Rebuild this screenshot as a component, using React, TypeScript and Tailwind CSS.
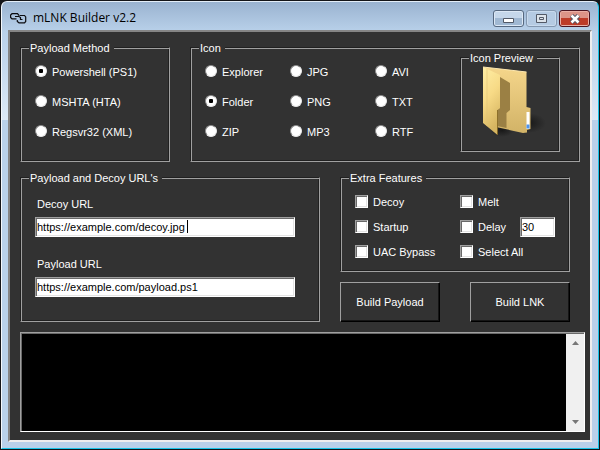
import * as React from "react";

interface IGroupProps {
  title: string;
  className?: string;
  children: React.ReactNode;
}

const Group: React.FunctionComponent<IGroupProps> = (props) => {
  const { title, className = "", children } = props;
  return (
    <fieldset
      className={`relative border border-t-[#202020] border-l-[#202020] border-r-[#a0a0a0] border-b-[#a0a0a0] shadow-[inset_1px_1px_0_#a0a0a0,inset_-1px_-1px_0_#202020] ${className}`}
    >
      <legend className="relative ml-2 bg-[#323232] pt-[2px] pr-1 pl-px">{title}</legend>
      {children}
    </fieldset>
  );
};

interface IRadioProps {
  name: string;
  label: string;
  checked?: boolean;
}

const Radio: React.FunctionComponent<IRadioProps> = (props) => {
  const { name, label, checked } = props;
  return (
    <label className="flex h-[30px] items-center gap-[5px]">
      <input
        type="radio"
        name={name}
        defaultChecked={checked}
        className="size-3 appearance-none rounded-full border border-t-[#8c8c8c] border-l-[#8c8c8c] border-r-[#e8e8e8] border-b-[#e8e8e8] bg-white checked:bg-[radial-gradient(circle,#000_0_2px,#fff_2.5px)]"
      />
      <span className="pt-[2px]">{label}</span>
    </label>
  );
};

const Check: React.FunctionComponent<{ label: string }> = ({ label }) => (
  <label className="flex h-[25px] items-center gap-[5px]">
    <input
      type="checkbox"
      className="size-[13px] appearance-none border border-t-[#a0a0a0] border-l-[#a0a0a0] border-r-white border-b-white bg-white shadow-[inset_1px_1px_0_#696969,inset_-1px_-1px_0_#e3e3e3]"
    />
    <span className="pt-[2px]">{label}</span>
  </label>
);

const inputClass =
  "block h-5 border border-t-[#a0a0a0] border-l-[#a0a0a0] border-r-white border-b-white bg-white px-px text-black outline-none shadow-[inset_1px_1px_0_#696969,inset_-1px_-1px_0_#e3e3e3]";

const buttonClass =
  "h-10 w-[100px] border border-t-[#a0a0a0] border-l-[#a0a0a0] border-r-black border-b-black bg-[#323232] shadow-[inset_-1px_-1px_0_#151515]";

const LinkIcon = () => (
  <svg
    width="17"
    height="11"
    viewBox="0 0 17 11"
    fill="none"
    stroke="#0c0c10"
    strokeWidth="1.2"
    aria-hidden="true"
  >
    <path d="M9 2.500L7.500 .7H2L.6 2v2.500L2 5.800H6.500" />
    <path d="M5 3.500H9L10.500 4.500V6.500H12.500" />
    <path d="M9.500 2.500H14.500L15.700 4V8.500L14.500 9.800H9L7.300 8.500V7" />
  </svg>
);

const FolderIcon = () => (
  <svg width="64" height="72" viewBox="0 0 64 72" aria-hidden="true">
    <defs>
      <linearGradient id="back" x1="0" y1="0" x2="0" y2="1">
        <stop offset="0" stopColor="#f5d68b" />
        <stop offset="1" stopColor="#d2b367" />
      </linearGradient>
      <linearGradient id="front" x1="0" y1="0" x2="0.3" y2="1">
        <stop offset="0" stopColor="#ffeea5" />
        <stop offset="0.5" stopColor="#f7da86" />
        <stop offset="1" stopColor="#d6b561" />
      </linearGradient>
      <radialGradient id="shade">
        <stop offset="0" stopColor="#111" stopOpacity="0.8" />
        <stop offset="1" stopColor="#111" stopOpacity="0" />
      </radialGradient>
    </defs>
    <ellipse cx="46" cy="57" rx="18" ry="10" fill="url(#shade)" />
    <ellipse cx="20" cy="64" rx="12" ry="7" fill="url(#shade)" />
    <path d="M1 1L44.500 6V41L48.500 42V63L45 64V66.500L41 67L14 61Z" fill="url(#back)" />
    <path d="M18 11L28 17V44L24.500 47V62L15 60V43L18 42Z" fill="#9b8044" />
    <path d="M44.500 46h3V63h-3z" fill="#fff" />
    <path d="M44.500 58.500h3V62.500h-3z" fill="#4d94ee" />
    <path d="M1 1L18 9V42L15.500 44V69L1 57Z" fill="url(#front)" />
    <path d="M5 3V60" stroke="#e0c375" strokeWidth="0.6" />
    <path d="M1 1L44.500 6" stroke="#fbe6ae" />
    <path d="M15.500 44V69" stroke="#80631f" strokeWidth="0.8" />
  </svg>
);

export default function App() {
  return (
    <div className="flex min-h-screen flex-col bg-[#141518] p-px font-['Liberation_Sans',sans-serif] text-[11px] leading-[13px] text-white">
      <div className="flex flex-1 flex-col rounded-t-md border border-t-[#e4eef8] border-l-[#f4f8fc] border-r-[#18c4e8] border-b-[#18c4e8] bg-[linear-gradient(#9ab3d0,#b9d1ea_30px,#c0d5ec_50px,#dce9f6_118px,#b9d1ea_118px)] px-[6px] pb-[6px]">
        <header className="flex h-7 items-start text-black">
          <div className="flex flex-1 items-center gap-[6px] pt-[7px] pl-[2px]">
            <LinkIcon />
            <h1 className="font-['Open_Sans','Noto_Sans',sans-serif] text-[12px] leading-[18px]">mLNK Builder v2.2</h1>
          </div>
          <div className="flex gap-[2px] pt-2 pr-[2px]">
            <button
              type="button"
              aria-label="Minimize"
              className="flex h-[17px] w-[31px] items-center justify-center rounded-[3px] border border-[#56687f] bg-gradient-to-b from-[#c5d7ea] from-50% to-[#a0b8d2] to-50% shadow-[inset_0_0_0_1px_#dce8f5]"
            >
              <svg width="11" height="5" className="mt-1"><path d="M.5.5h10v4H.5z" fill="#fff" stroke="#525966" /></svg>
            </button>
            <button
              type="button"
              aria-label="Maximize"
              className="flex h-[17px] w-[31px] items-center justify-center rounded-[3px] border border-[#8498b0] bg-[#b5cbe3] shadow-[inset_0_0_0_1px_#c8daed]"
            >
              <svg width="11" height="9"><path d="M.5.5h10v8H.5zM3.500 3.500h4v2h-4z" fill="#dce3ea" stroke="#525966" /></svg>
            </button>
            <button
              type="button"
              aria-label="Close"
              className="flex h-[17px] w-[31px] items-center justify-center rounded-[3px] border border-[#4b1521] bg-gradient-to-b from-[#dc9488] from-50% to-[#bd3b28] to-50% shadow-[inset_0_0_0_1px_#e9afa6]"
            >
              <svg width="12" height="10" viewBox="0 0 12 10">
                <path d="M2.500 1.500L9.500 8.500M9.500 1.500L2.500 8.500" stroke="#535666" strokeWidth="4.500" />
                <path d="M2.500 1.500L9.500 8.500M9.500 1.500L2.500 8.500" stroke="#fff" strokeWidth="2.500" />
              </svg>
            </button>
          </div>
        </header>

        <main className="flex flex-1 flex-col border-2 border-t-[#858585] border-l-[#858585] border-r-[#eee] border-b-[#eee] bg-[#323232] pt-2 pr-[5px] pb-2 pl-[10px]">
          <div className="flex gap-5 pr-[5px]">
            <Group title="Payload Method" className="h-[122px] w-[150px]">
              <div className="pt-px pl-[14px]">
                <Radio name="method" label="Powershell (PS1)" checked />
                <Radio name="method" label="MSHTA (HTA)" />
                <Radio name="method" label="Regsvr32 (XML)" />
              </div>
            </Group>
            <Group title="Icon" className="h-[122px] flex-1">
              <div className="flex justify-between pr-[19px] pl-[14px]">
                <div className="grid grid-cols-[85px_85px_70px] content-start pt-px">
                  <Radio name="icon" label="Explorer" />
                  <Radio name="icon" label="JPG" />
                  <Radio name="icon" label="AVI" />
                  <Radio name="icon" label="Folder" checked />
                  <Radio name="icon" label="PNG" />
                  <Radio name="icon" label="TXT" />
                  <Radio name="icon" label="ZIP" />
                  <Radio name="icon" label="MP3" />
                  <Radio name="icon" label="RTF" />
                </div>
                <Group title="Icon Preview" className="-mt-[5px] h-[102px] w-[100px]">
                  <div className="pt-px pl-[21px]">
                    <FolderIcon />
                  </div>
                </Group>
              </div>
            </Group>
          </div>

          <div className="mt-2 flex justify-between gap-5 pr-[15px]">
            <Group title="Payload and Decoy URL's" className="max-w-[300px] flex-1">
              <div className="pt-[13px] pr-6 pl-[14px]">
                <label htmlFor="decoy" className="block pl-[2px]">Decoy URL</label>
                <div className="relative mt-[6px]">
                  <input id="decoy" type="text" defaultValue="https://example.com/decoy.jpg" className={`${inputClass} w-full`} />
                  <span className="absolute top-[3px] left-[152px] h-[13px] w-px bg-black" />
                </div>
                <label htmlFor="payload" className="mt-[21px] block pl-[2px]">Payload URL</label>
                <input id="payload" type="text" defaultValue="https://example.com/payload.ps1" className={`${inputClass} mt-[6px] w-full`} />
              </div>
            </Group>
            <div className="flex w-[230px] flex-col gap-[10px]">
              <Group title="Extra Features" className="h-[102px]">
                <div className="grid grid-cols-[105px_1fr] pt-1 pl-[14px]">
                  <Check label="Decoy" />
                  <Check label="Melt" />
                  <Check label="Startup" />
                  <div className="flex items-center">
                    <div className="w-[60px]">
                      <Check label="Delay" />
                    </div>
                    <input type="text" aria-label="Delay seconds" defaultValue="30" className={`${inputClass} w-[35px]`} />
                  </div>
                  <Check label="UAC Bypass" />
                  <Check label="Select All" />
                </div>
              </Group>
              <div className="flex justify-between">
                <button type="button" className={buttonClass}>Build Payload</button>
                <button type="button" className={buttonClass}>Build LNK</button>
              </div>
            </div>
          </div>

          <div className="mt-[10px] flex min-h-[100px] flex-1 border border-t-[#a0a0a0] border-l-[#a0a0a0] border-r-white border-b-white bg-black">
            <textarea
              aria-label="Output"
              readOnly
              className="flex-1 resize-none overflow-hidden border-t border-l border-[#696969] bg-black outline-none"
            />
            <div className="flex w-[18px] flex-col items-center justify-between border-t border-t-[#696969] bg-[#f0f0f0] py-[7px]">
              <svg width="7" height="4" aria-hidden="true"><path d="M3.500 0L7 4H0Z" fill="#777" /></svg>
              <svg width="7" height="4" aria-hidden="true"><path d="M0 0h7L3.500 4Z" fill="#777" /></svg>
            </div>
          </div>
        </main>
      </div>
    </div>
  );
}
· · ·
All lines holding the word "React" should be picked out and copied.

* [RESPONSE]:
Rebuild this screenshot as a component, using React, TypeScript and Tailwind CSS.
import * as React from "react";
  children: React.ReactNode;
const Group: React.FunctionComponent<IGroupProps> = (props) => {
const Radio: React.FunctionComponent<IRadioProps> = (props) => {
const Check: React.FunctionComponent<{ label: string }> = ({ label }) => (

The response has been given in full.